Even worse than the above is to codify IP into law and giving the State and its machinery additional legitimacy engage in rampant violation of Liberty. As an Objectivist, I hate the State as much as anyone else can. To see the State as an ally just because it is the only agency capable of enforcing Intellectual Property Rights is downright immoral. I realised that once there, there was no turning back. I become as evil as the very collectivists and statists that I am trying to condemn and fight against.
I am now left with a very moral choice – do I or do I not recognise ideas and patterns as “property”. If I should remain true to my Objectivist roots (which I value for good reason), my only option is to apologise to Rand for disagreeing with her strongly and telling her that she was wrong on this one and that I am not ready to apply the label “property” to ideas and patterns.
(While in the above analysis, I might appear to be going in circles around essentially 1 idea, the non-initiation of force, given that that principle is the most important Objectivist social principle, the one that defines how an individual ought to deal with the society he lives in, I do not think I am guilty of circular reasoning. Rather, I am making my axioms clear and validating all my conclusions against my axioms.)

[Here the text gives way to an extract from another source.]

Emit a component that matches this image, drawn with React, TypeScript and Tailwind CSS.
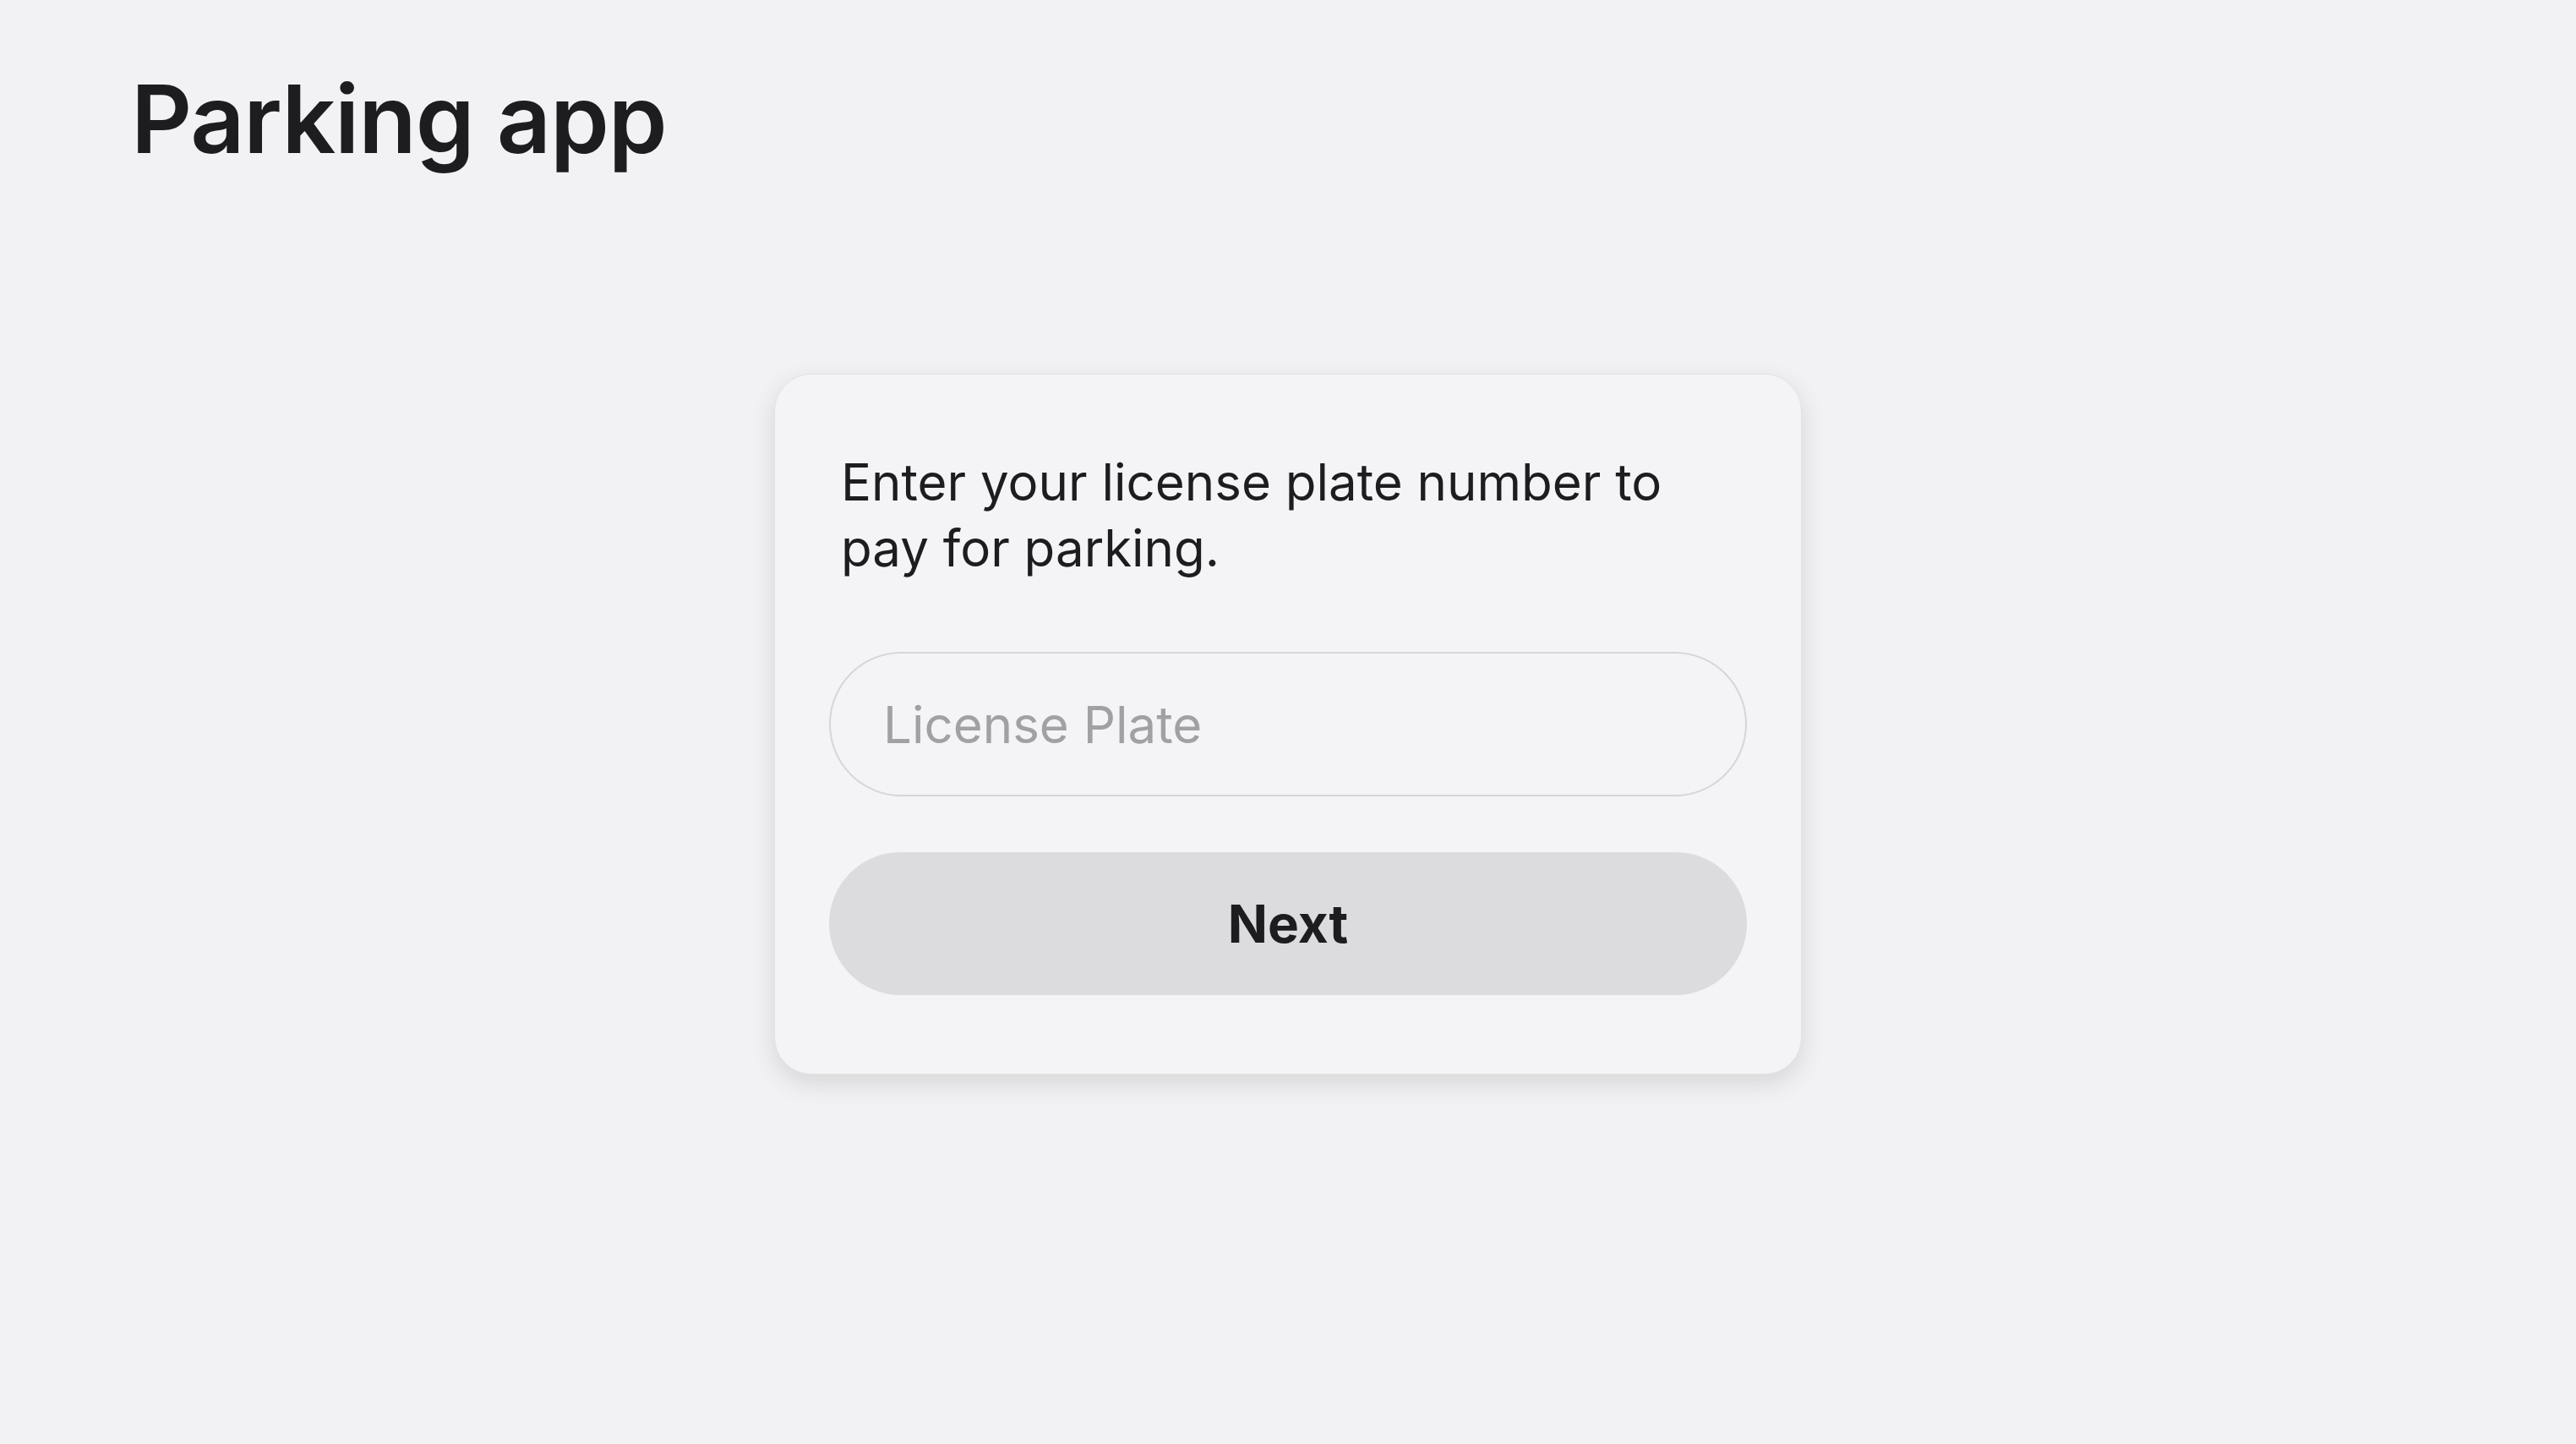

An Objectivist cannot and should not support the notion of Intellectual Property because it violates fundamental Objectivist principles. Rejecting the validity of “Intellectual Property” does not mean that one is rejecting Objectivism. Anyone who claims otherwise needs to be reminded of Ayn Rand’s warnings against package deals. He who wishes to say “Rand said otherwise” needs to be reminded of Rand’s other very important point – that no human may consider himself or any other human being to be infallible, not even Ayn Rand herself.